La Clemenza di Tito: a genealogy of texts
Mozart’s 1791 opera La Clemenza di Tito was not the first great work to use Pietro Metastasio’s libretto; on the contrary, it was commissioned half a century earlier, for Antonio Caldara’s 1737 opera of the same name. Subsequently, the libretto was used by no fewer than forty-one composers before Mozart, and four after him. For Mozart’s opera, Metastasio’s text was heavily revised by Caterino Mazzolà (1745-1806), a Venetian poet and librettist active in Dresden and Vienna. Like most of the operas of the time, the original 1737 text had been written for a specific, different occasion. Mazzolà added stark distinctions of character, particularly for Sesto and Vitellia, elaborating aria text from the ends of Metastasio’s original recitativi.

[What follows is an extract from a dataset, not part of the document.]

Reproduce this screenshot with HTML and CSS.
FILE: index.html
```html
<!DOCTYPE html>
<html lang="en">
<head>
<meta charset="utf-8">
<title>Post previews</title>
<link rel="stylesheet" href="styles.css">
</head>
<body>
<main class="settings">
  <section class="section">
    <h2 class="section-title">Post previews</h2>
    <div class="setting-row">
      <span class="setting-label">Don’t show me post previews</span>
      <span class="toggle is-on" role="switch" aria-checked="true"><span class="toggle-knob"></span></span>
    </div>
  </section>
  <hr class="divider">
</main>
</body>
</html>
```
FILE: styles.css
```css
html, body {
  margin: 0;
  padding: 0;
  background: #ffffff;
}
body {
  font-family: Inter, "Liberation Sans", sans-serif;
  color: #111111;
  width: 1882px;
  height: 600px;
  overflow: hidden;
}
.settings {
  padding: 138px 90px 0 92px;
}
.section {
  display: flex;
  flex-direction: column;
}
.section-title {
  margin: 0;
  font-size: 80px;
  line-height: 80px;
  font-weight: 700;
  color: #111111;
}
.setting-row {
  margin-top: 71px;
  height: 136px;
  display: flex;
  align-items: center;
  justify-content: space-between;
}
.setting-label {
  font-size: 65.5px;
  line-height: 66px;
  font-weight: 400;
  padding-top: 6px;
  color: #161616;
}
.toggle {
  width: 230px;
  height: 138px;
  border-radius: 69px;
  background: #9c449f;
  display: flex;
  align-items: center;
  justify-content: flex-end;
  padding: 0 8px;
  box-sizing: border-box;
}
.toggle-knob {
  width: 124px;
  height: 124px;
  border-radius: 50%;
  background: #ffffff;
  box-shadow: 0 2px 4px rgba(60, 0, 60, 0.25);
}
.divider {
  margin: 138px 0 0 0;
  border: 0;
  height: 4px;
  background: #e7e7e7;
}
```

Vitellia’s Act Two aria “Non più di fiori” is one example of Mazzolà’s contributions to the depth and nuance of her character.

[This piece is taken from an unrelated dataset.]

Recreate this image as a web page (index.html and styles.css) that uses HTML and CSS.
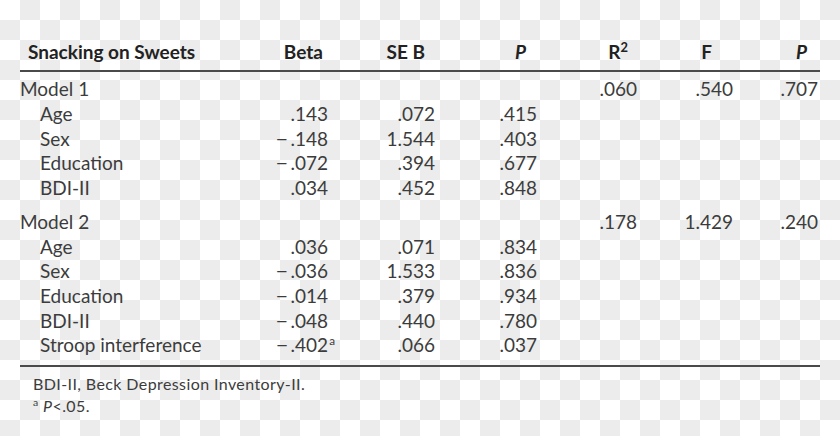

Metastasio’s text was based on a few details in The Lives of the Caesars, written by the ancient Roman historical commentator Suetonius. However, as always, its true context can be found not necessarily in history, but in the lives and experiences, the hopes and moral ideals of those in the time in which it is staged. The words must live with new meaning in every time, as the context changes with each iteration. The concepts of power, transgression, betrayal, and mercy are no less relevant now than they were in 1780 or ancient Rome, nor does the political dimension lose its forcefulness. The questions of the nature of true leadership and connection between individuals resonate just as strongly today as they ever did, and perhaps even now we may find new aspects to the opera that show us a way to engage with these concepts in new and meaningful ways.

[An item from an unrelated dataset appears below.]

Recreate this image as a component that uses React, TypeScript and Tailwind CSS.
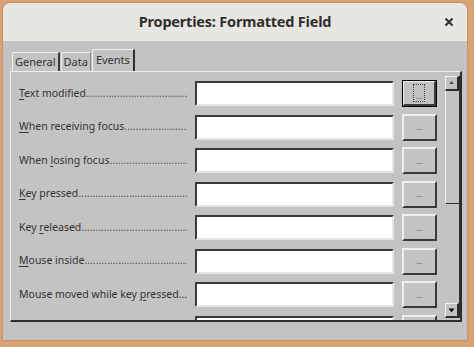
import React from "react";

type Row = { pre: string; key: string; post: string; dots: boolean };

const rows: Row[] = [
  { pre: "", key: "T", post: "ext modified", dots: true },
  { pre: "", key: "W", post: "hen receiving focus", dots: true },
  { pre: "When ", key: "l", post: "osing focus", dots: true },
  { pre: "", key: "K", post: "ey pressed", dots: true },
  { pre: "Key ", key: "r", post: "eleased", dots: true },
  { pre: "", key: "M", post: "ouse inside", dots: true },
  { pre: "Mouse moved while key ", key: "p", post: "ressed...", dots: false },
  { pre: "", key: "M", post: "ouse moved", dots: true },
];

const DOTS = ".".repeat(120);

const EventRow = ({ row, focused }: { row: Row; focused: boolean }) => (
  <div className="flex items-center h-[33.5px] shrink-0">
    <div className="w-[168px] flex items-center whitespace-nowrap overflow-hidden text-[10.5px] text-[#333]">
      <span>
        {row.pre}
        <span className="underline underline-offset-2">{row.key}</span>
        {row.post}
      </span>
      {row.dots && <span className="flex-1 min-w-0 overflow-hidden text-[#555]">{DOTS}</span>}
    </div>
    <div className="ml-[8px] w-[199px] h-[25px] shrink-0 bg-white border-t-2 border-l-2 border-t-[#3a3a3a] border-l-[#3a3a3a] border-b-2 border-r-2 border-b-[#e4e4e4] border-r-[#e4e4e4]" />
    {focused ? (
      <div className="ml-[8px] w-[35px] h-[27px] shrink-0 border border-black">
        <div className="w-full h-full flex items-center justify-center bg-[#c3c3c3] border-t border-l border-t-[#efefef] border-l-[#efefef] border-b-2 border-r-2 border-b-[#3a3a3a] border-r-[#3a3a3a]">
          <span className="h-[18px] px-[2px] flex items-end border border-dotted border-[#444] text-[8px] leading-[11px] text-[#555]">
            ...
          </span>
        </div>
      </div>
    ) : (
      <div className="ml-[8px] w-[35px] h-[27px] shrink-0 flex items-center justify-center bg-[#c3c3c3] border-t-2 border-l-2 border-t-[#efefef] border-l-[#efefef] border-b-2 border-r-2 border-b-[#3a3a3a] border-r-[#3a3a3a] text-[8px] text-[#555]">
        ...
      </div>
    )}
  </div>
);

const ScrollButton = ({ up }: { up: boolean }) => (
  <div className="h-[15px] w-full shrink-0 flex justify-center bg-[#c3c3c3] border-t border-l border-t-[#f2f2f2] border-l-[#f2f2f2] border-b-2 border-r-2 border-b-[#2e2e2e] border-r-[#2e2e2e]">
    {up ? (
      <svg width="7" height="7" viewBox="0 0 7 7" className="mt-[2px]">
        <path d="M1 5 L3.5 2 L6 5 Z" fill="#555" />
      </svg>
    ) : (
      <svg width="7" height="7" viewBox="0 0 7 7" className="mt-[3px]">
        <path d="M0.5 1.5 L6.5 1.5 L3.5 5.5 Z" fill="#111" />
      </svg>
    )}
  </div>
);

export default function App() {
  return (
    <div
      className="w-[474px] h-[347px] bg-[#d9a374] pt-[3px] pl-[3px] overflow-hidden"
      style={{ fontFamily: '"Noto Sans", "Open Sans", sans-serif' }}
    >
      <div className="w-[464px] h-[337px] rounded-t-[7px] overflow-hidden flex flex-col bg-[#c3c3c3] shadow-[0_0_2px_rgba(0,0,0,0.35)]">
        {/* title bar */}
        <div className="h-[39px] shrink-0 bg-[#e8e6e3] grid grid-cols-[1fr_auto_1fr] items-center border-b border-[#c9c7c4]">
          <div />
          <div className="text-[14.5px] font-bold text-[#2e2e2e] tracking-[-0.2px]">Properties: Formatted Field</div>
          <div className="flex justify-end pr-[13px]">
            <svg width="10" height="10" viewBox="0 0 10 10">
              <path d="M1.5 1.5 L8.5 8.5 M8.5 1.5 L1.5 8.5" stroke="#2e2e2e" strokeWidth="2" />
            </svg>
          </div>
        </div>

        {/* body */}
        <div className="flex-1 min-h-0 flex flex-col pt-[7px] pl-[7px] pr-[5px] pb-[18px]">
          {/* tabs */}
          <div className="h-[22px] shrink-0 flex items-end pl-[2px] text-[11px] text-[#333]">
            <div className="h-[19px] px-[2px] flex items-center border-t border-l border-t-[#eeeeee] border-l-[#eeeeee] border-r-2 border-r-[#3a3a3a] rounded-tl-[2px]">
              General
            </div>
            <div className="ml-[1px] h-[19px] px-[2px] flex items-center border-t border-l border-t-[#eeeeee] border-l-[#eeeeee] border-r border-r-[#8a8a8a] rounded-tl-[2px]">
              Data
            </div>
            <div className="ml-[1px] h-[22px] px-[3px] flex items-center border-t border-l border-t-[#f2f2f2] border-l-[#f2f2f2] border-r-2 border-r-[#2e2e2e] rounded-tl-[2px]">
              Events
            </div>
          </div>

          {/* panel */}
          <div className="flex-1 min-h-0 flex border-t border-l border-t-[#f0f0f0] border-l-[#f0f0f0] border-b-2 border-r-2 border-b-[#2e2e2e] border-r-[#2e2e2e]">
            <div className="flex-1 min-h-0 flex flex-col pl-[8px] pt-[5px] overflow-hidden">
              {rows.map((r, i) => (
                <EventRow key={i} row={r} focused={i === 0} />
              ))}
            </div>
            <div className="w-[15px] shrink-0 ml-[8px] mt-[4px] mb-[2px] flex flex-col border-r border-[#2e2e2e]">
              <ScrollButton up />
              <div className="h-[113px] shrink-0 border-l border-l-[#f2f2f2] border-b border-b-[#2e2e2e] bg-[#c3c3c3]" />
              <div className="flex-1" />
              <ScrollButton up={false} />
            </div>
          </div>
        </div>
      </div>
    </div>
  );
}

Pietro Metastasio (born Pietro Antonio Domenico Trapassi, 1698-1782) was raised in the milieu of the Roman “Arcadian Academy” founded in the 1690s. According to John Rice, Metastasio thus “absorbed their precepts: that clarity should be valued over complexity, that subtle wit and delicate sensibility should be valued over extravagance and bombast, that literature and drama should give pleasure as they lead their audience toward virtue and reason.” This story, like his others, was thus influenced by French seventeenth- century moral philosophy – such as that of René Descartes (1596-1650) - and high drama of playwrights Pierre Corneille (1606-1684) and Jean Racine (1639-1699); there are no comedic characters, the Aristotelian unities are observed; there is no deus ex machina (literally “god from the machine”, the ancient theatrical and narrative convention of a “divine intervention” at the end of the story, often to ensure a happy ending)--unless we count the virtue of the emperor Tito himself, which functions in a similar way. Indeed, in a context where whims of all-too-human and capricious (neo)classical gods have been replaced by the stark deities of the law itself and, in line with Enlightenment ideals, the moral perspective. In this story, the emperor’s right to decide who lives and dies takes the place of any mechanical contrivance, thus keeping the focus firmly on the earthly sphere and the internal moral struggle, the juxtaposed godlike responsibility and humanity of the ruler. Virtue and loyalty are mutable forces that shift with the understandings of the characters, and tragedy threatens at every moment, marred only by the foreshadowed “clemenza” mentioned in the opera’s title. Yet here, as in life, nothing is simple, and even mercy, in the wrong hands or mind, can be twisted beyond repair.